-------- Stored records --------

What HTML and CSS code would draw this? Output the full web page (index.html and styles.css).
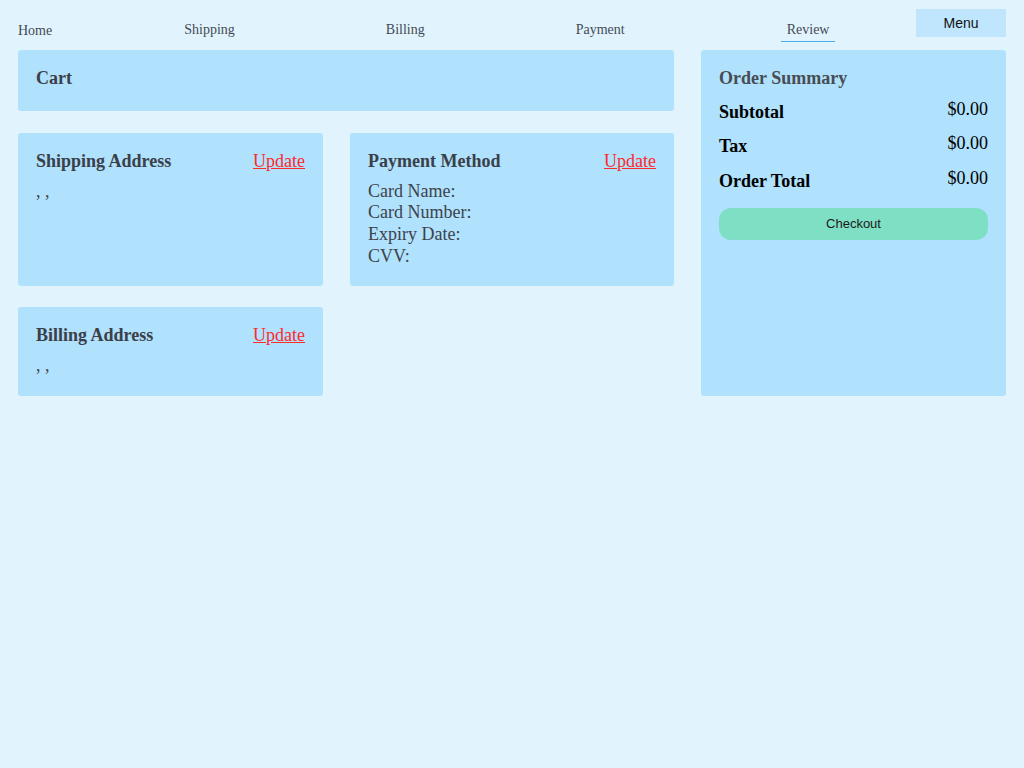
FILE: index.html
```html
<!DOCTYPE html>
<html lang="en">
<head>
<meta charset="utf-8">
<title>Review</title>
<link rel="stylesheet" href="styles.css">
</head>
<body>
<header class="topbar">
  <a class="home" href="#">Home</a>
  <nav class="steps">
    <a class="step" href="#">Shipping</a>
    <a class="step" href="#">Billing</a>
    <a class="step" href="#">Payment</a>
    <a class="step active" href="#">Review</a>
  </nav>
  <button class="menu-btn">Menu</button>
</header>
<main class="layout">
  <section class="card cart">
    <h2 class="card-title">Cart</h2>
  </section>
  <aside class="card summary">
    <h2 class="card-title summary-title">Order Summary</h2>
    <div class="sum-rows">
      <div class="sum-row"><span class="sum-label">Subtotal</span><span class="sum-value">$0.00</span></div>
      <div class="sum-row"><span class="sum-label">Tax</span><span class="sum-value">$0.00</span></div>
      <div class="sum-row"><span class="sum-label">Order Total</span><span class="sum-value">$0.00</span></div>
    </div>
    <button class="checkout">Checkout</button>
  </aside>
  <section class="card shipping">
    <div class="card-head"><h2 class="card-title">Shipping Address</h2><a class="update" href="#">Update</a></div>
    <p class="card-text">, ,</p>
  </section>
  <section class="card payment">
    <div class="card-head"><h2 class="card-title">Payment Method</h2><a class="update" href="#">Update</a></div>
    <p class="card-text">Card Name:</p>
    <p class="card-text">Card Number:</p>
    <p class="card-text">Expiry Date:</p>
    <p class="card-text">CVV:</p>
  </section>
  <section class="card billing">
    <div class="card-head"><h2 class="card-title">Billing Address</h2><a class="update" href="#">Update</a></div>
    <p class="card-text">, ,</p>
  </section>
</main>
</body>
</html>
```
FILE: styles.css
```css
* { box-sizing: border-box; }
html, body { margin: 0; padding: 0; }
body {
  background: #e1f4fe;
  font-family: "Liberation Serif", "Times New Roman", serif;
  color: #3d434c;
  min-height: 768px;
}
.topbar {
  display: flex;
  align-items: flex-start;
  padding: 9px 18px 0 18px;
  height: 50px;
}
.home {
  font-size: 14px;
  color: #444a52;
  text-decoration: none;
  margin-top: 13px;
  line-height: 17px;
}
.steps {
  flex: 1;
  display: flex;
  gap: 139px;
  margin-left: 126px;
}
.step {
  font-size: 14px;
  color: #444a52;
  text-decoration: none;
  line-height: 17px;
  margin-top: 12px;
  padding: 0 6px 3px;
  border-bottom: 1px solid transparent;
}
.step.active {
  border-bottom-color: #4aaee9;
  margin-left: 11px;
}
.menu-btn {
  width: 90px;
  height: 28px;
  border: none;
  background: #bfe6fd;
  font-family: "Liberation Sans", Arial, sans-serif;
  font-size: 14px;
  color: #111;
  padding: 0;
}
.layout {
  display: grid;
  grid-template-columns: 305px 324px 305px;
  grid-template-rows: 61px 153px 89px;
  column-gap: 27px;
  row-gap: 21.5px;
  padding: 0 18px;
}
.card {
  background: #b0e1fd;
  border-radius: 3px;
  padding: 18px;
}
.cart { grid-column: 1 / 3; grid-row: 1; }
.summary { grid-column: 3; grid-row: 1 / 4; }
.shipping { grid-column: 1; grid-row: 2; }
.payment { grid-column: 2; grid-row: 2; }
.billing { grid-column: 1; grid-row: 3; }
.card-title {
  margin: 0;
  font-size: 18px;
  font-weight: bold;
  line-height: 21px;
  color: #3a4049;
}
.summary-title { color: #474c55; }
.card-head {
  display: flex;
  justify-content: space-between;
  align-items: baseline;
  margin-bottom: 9px;
}
.update {
  font-size: 18px;
  line-height: 21px;
  color: #ff2a2a;
  text-decoration: underline;
}
.card-text {
  margin: 0;
  font-size: 18px;
  line-height: 21.7px;
  color: #3d434c;
}
.sum-rows { margin-top: 9.5px; }
.sum-row {
  display: flex;
  justify-content: space-between;
  align-items: flex-start;
  height: 34.5px;
}
.sum-label {
  font-size: 18px;
  font-weight: bold;
  line-height: 21px;
  color: #000;
  margin-top: 3px;
}
.sum-value {
  font-size: 18px;
  line-height: 21px;
  color: #000;
}
.checkout {
  display: block;
  width: 100%;
  height: 32px;
  margin-top: 6px;
  border: none;
  border-radius: 12px;
  background: #7fdfc4;
  font-family: "Liberation Sans", Arial, sans-serif;
  font-size: 13px;
  color: #1b1b1b;
  padding: 0 0 1px;
}
```
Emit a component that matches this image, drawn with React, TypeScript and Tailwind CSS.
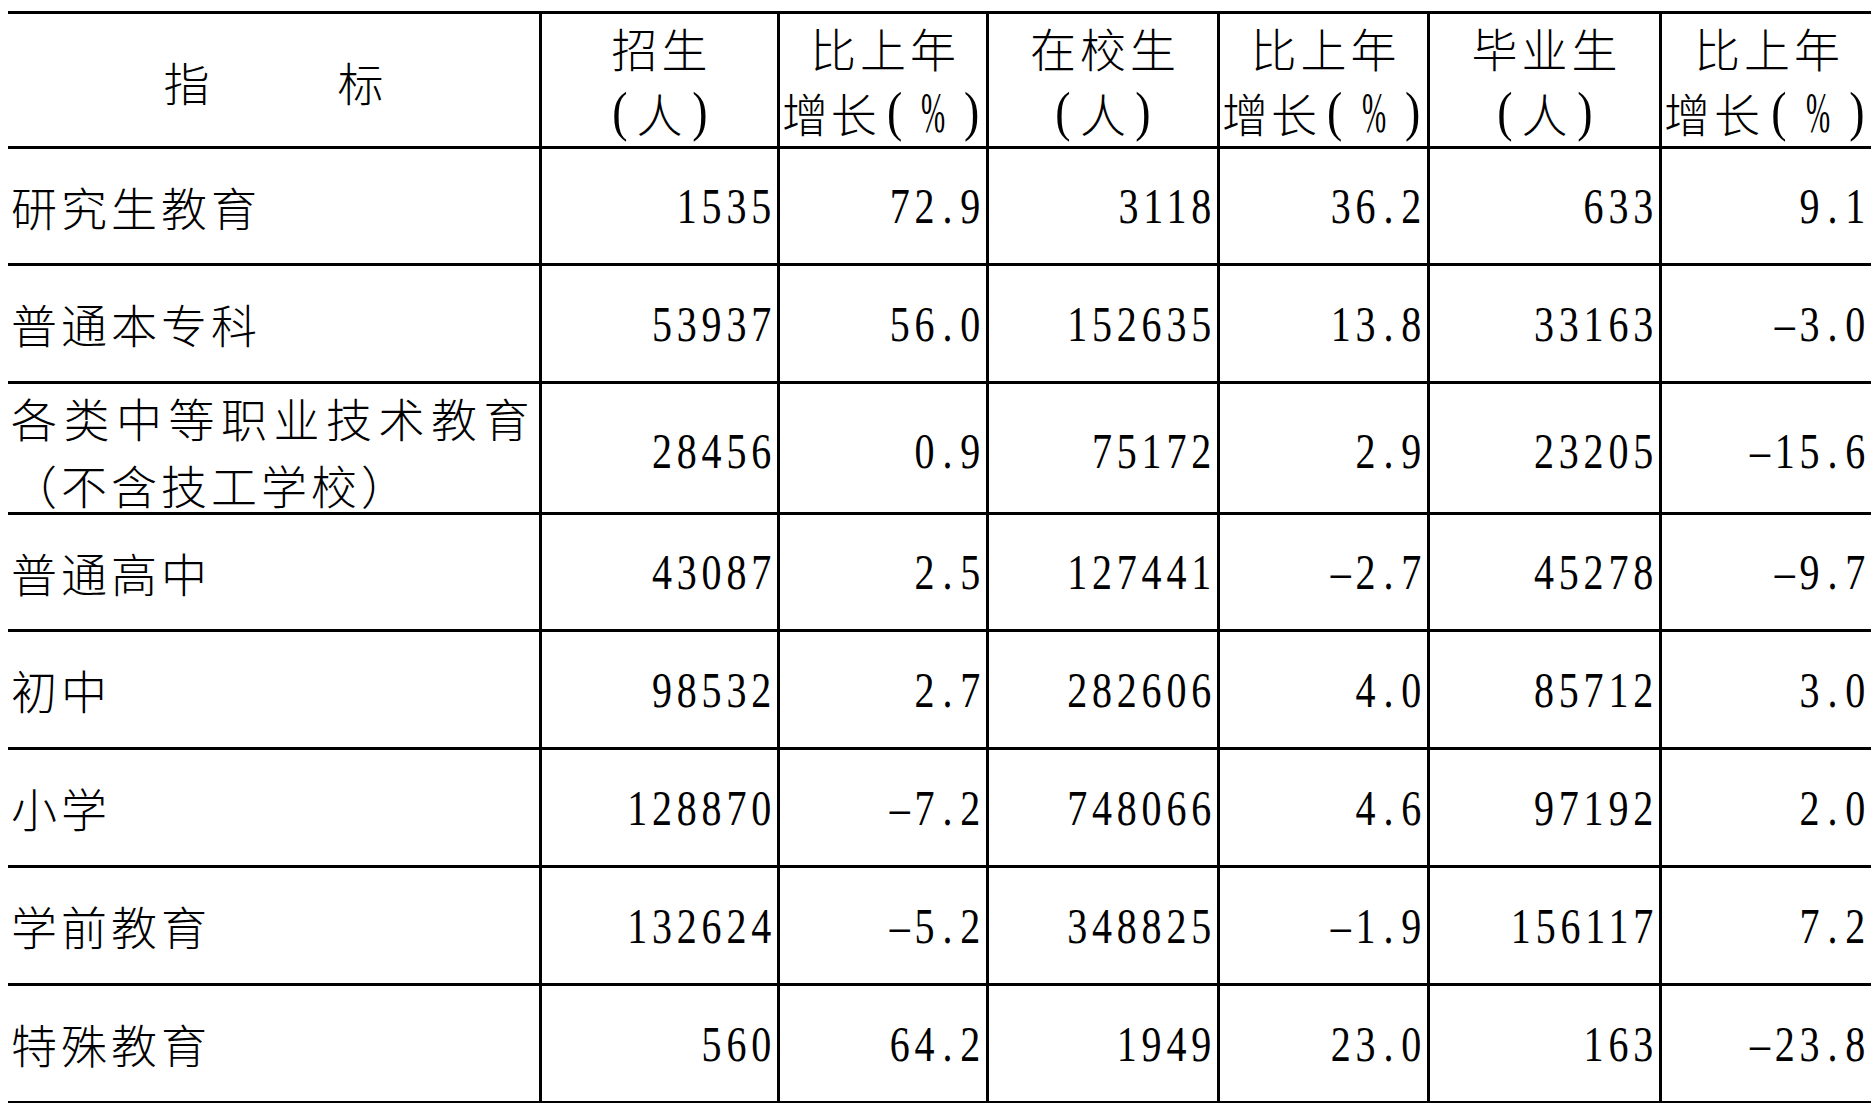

--------

• [Aim]
In the records above, locate the lines holding the word "this". Copy each of them.

• [The completed task]
What HTML and CSS code would draw this? Output the full web page (index.html and styles.css).
Emit a component that matches this image, drawn with React, TypeScript and Tailwind CSS.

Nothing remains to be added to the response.